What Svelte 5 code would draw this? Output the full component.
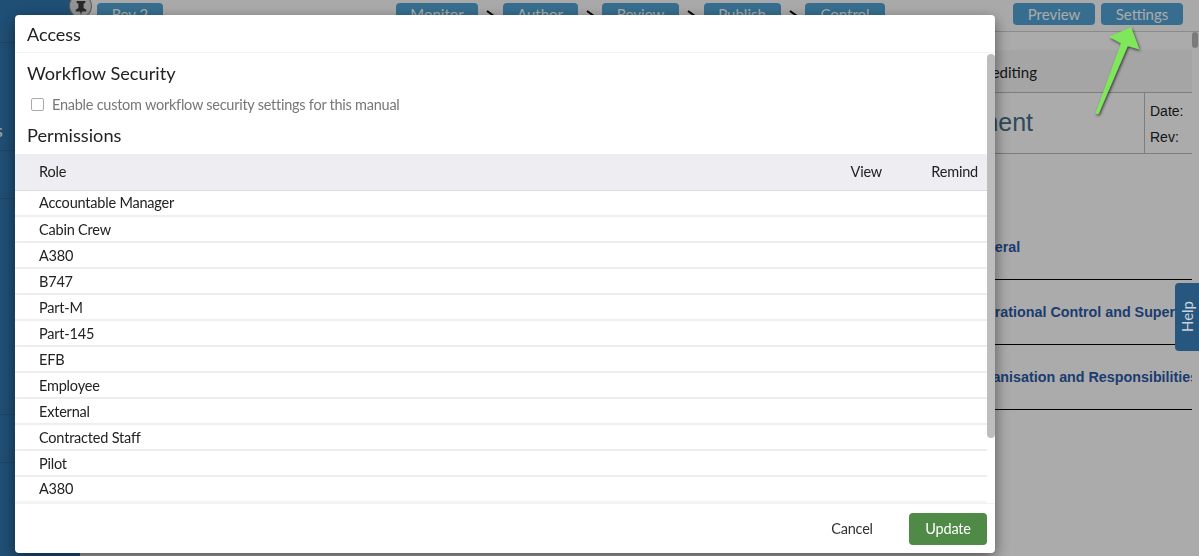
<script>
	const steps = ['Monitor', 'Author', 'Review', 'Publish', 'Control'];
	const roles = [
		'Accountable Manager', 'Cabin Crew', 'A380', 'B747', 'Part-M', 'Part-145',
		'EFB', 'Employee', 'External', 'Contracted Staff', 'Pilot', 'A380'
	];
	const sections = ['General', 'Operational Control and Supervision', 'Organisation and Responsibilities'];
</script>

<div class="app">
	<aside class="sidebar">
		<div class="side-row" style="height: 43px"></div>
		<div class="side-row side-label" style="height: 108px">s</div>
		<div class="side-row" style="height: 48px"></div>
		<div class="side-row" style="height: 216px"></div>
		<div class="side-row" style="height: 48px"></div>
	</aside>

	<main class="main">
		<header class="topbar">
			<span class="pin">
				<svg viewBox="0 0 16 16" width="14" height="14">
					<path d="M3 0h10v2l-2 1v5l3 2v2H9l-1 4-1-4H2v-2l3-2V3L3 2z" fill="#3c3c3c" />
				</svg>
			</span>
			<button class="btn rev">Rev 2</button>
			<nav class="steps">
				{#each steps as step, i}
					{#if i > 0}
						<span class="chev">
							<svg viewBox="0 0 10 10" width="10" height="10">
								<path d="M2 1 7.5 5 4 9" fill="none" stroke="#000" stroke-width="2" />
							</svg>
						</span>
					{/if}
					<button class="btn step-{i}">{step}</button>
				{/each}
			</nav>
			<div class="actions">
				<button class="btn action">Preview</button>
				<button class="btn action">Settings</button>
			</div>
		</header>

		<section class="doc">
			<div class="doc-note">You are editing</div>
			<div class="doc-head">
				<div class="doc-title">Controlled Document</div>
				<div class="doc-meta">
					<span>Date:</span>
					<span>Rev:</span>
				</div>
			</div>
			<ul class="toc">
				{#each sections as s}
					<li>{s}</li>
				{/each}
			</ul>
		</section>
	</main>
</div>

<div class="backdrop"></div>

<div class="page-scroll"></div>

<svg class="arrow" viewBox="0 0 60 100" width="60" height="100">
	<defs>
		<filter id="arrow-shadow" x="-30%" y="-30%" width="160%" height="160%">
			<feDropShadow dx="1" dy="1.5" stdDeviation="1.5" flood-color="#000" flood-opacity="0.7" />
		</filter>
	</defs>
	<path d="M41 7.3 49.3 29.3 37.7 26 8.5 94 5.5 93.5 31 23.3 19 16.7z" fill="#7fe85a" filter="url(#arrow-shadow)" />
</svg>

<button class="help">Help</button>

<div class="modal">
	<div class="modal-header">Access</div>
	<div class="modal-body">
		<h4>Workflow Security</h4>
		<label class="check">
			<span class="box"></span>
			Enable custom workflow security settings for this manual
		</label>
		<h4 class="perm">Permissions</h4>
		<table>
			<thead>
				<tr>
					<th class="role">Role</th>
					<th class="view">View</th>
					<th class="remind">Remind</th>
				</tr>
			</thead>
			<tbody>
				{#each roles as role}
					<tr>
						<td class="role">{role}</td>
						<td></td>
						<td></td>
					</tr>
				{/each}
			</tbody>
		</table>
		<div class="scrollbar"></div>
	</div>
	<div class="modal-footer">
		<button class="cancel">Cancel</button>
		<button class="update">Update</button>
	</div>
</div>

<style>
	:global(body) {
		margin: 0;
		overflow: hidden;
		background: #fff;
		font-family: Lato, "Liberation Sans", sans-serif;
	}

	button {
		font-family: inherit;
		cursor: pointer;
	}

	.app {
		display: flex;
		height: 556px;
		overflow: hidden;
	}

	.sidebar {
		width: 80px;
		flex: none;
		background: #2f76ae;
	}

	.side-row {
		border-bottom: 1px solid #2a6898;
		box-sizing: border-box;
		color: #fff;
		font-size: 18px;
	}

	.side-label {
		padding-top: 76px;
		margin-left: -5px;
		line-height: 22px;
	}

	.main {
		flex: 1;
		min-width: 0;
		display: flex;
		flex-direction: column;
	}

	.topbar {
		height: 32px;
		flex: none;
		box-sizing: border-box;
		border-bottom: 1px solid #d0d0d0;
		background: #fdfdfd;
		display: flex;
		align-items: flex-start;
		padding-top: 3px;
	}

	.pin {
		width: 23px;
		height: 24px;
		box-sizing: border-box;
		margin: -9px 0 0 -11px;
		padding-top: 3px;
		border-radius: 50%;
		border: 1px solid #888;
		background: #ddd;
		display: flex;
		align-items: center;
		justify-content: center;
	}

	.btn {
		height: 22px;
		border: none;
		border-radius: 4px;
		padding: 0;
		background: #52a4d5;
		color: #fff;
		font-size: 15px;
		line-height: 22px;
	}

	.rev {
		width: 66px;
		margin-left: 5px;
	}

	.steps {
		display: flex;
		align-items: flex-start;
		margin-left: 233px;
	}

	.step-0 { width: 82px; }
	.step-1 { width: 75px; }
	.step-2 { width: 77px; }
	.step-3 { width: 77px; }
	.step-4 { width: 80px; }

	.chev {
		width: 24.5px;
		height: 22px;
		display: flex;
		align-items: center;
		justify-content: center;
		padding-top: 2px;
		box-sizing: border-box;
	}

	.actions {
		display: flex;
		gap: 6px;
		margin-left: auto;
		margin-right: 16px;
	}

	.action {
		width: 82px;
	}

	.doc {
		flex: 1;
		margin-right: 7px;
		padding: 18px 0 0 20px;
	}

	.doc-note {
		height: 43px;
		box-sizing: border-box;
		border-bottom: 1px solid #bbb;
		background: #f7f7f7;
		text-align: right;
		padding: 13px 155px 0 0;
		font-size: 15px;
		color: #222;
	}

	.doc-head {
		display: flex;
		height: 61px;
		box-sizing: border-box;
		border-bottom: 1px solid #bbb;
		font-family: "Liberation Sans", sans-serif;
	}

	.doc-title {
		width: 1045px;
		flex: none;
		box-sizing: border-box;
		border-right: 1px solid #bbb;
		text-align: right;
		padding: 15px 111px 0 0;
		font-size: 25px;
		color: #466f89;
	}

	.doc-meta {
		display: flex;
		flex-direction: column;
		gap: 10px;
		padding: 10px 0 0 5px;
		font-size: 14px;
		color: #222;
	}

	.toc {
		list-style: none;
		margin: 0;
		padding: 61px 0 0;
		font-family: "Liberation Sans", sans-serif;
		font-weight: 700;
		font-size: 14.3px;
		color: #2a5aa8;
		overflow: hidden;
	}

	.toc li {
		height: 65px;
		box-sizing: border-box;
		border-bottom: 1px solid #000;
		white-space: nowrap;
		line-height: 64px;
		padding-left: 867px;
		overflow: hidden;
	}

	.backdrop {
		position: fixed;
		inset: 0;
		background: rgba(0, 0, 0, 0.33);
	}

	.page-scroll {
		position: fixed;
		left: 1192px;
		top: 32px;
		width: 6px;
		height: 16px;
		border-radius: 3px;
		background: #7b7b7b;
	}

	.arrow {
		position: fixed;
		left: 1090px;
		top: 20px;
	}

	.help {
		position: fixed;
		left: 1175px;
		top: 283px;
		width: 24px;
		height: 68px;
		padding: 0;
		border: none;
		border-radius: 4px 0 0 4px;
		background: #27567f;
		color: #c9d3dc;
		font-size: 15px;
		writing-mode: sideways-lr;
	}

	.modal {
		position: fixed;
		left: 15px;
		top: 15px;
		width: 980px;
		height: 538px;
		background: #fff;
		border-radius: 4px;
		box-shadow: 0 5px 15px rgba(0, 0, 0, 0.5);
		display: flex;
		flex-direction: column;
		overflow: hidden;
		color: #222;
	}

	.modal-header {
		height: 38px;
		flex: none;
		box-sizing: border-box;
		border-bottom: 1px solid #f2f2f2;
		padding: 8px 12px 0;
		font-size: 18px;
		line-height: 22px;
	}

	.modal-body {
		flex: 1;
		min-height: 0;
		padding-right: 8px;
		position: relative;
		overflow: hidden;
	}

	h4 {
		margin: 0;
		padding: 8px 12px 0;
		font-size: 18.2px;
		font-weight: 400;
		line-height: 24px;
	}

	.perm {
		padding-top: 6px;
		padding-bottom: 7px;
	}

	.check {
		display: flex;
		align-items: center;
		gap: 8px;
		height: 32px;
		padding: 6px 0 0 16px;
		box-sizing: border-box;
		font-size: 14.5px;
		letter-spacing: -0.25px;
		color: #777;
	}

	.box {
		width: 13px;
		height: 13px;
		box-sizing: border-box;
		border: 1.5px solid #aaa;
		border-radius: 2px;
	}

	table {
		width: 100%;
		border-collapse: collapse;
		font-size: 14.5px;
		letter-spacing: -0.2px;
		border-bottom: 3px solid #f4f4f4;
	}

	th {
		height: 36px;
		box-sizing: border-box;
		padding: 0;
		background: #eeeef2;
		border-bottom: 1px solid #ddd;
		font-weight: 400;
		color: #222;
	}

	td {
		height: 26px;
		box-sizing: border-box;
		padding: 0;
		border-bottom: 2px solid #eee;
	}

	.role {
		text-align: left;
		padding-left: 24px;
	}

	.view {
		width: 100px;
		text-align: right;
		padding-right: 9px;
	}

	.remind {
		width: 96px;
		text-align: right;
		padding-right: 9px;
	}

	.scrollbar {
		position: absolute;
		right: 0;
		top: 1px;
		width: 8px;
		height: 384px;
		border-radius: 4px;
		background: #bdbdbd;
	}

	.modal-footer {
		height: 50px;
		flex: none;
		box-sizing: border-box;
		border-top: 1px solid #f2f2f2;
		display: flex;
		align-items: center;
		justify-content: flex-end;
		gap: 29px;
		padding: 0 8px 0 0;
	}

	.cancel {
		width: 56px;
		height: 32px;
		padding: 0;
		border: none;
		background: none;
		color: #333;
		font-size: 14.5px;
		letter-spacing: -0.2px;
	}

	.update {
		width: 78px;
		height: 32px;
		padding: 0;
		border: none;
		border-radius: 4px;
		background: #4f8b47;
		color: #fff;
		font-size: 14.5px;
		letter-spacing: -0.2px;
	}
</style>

· · · · · · ·

## Instructions for the task
Find and copy each line above that includes the string "this".

## Result
What Svelte 5 code would draw this? Output the full component.
			Enable custom workflow security settings for this manual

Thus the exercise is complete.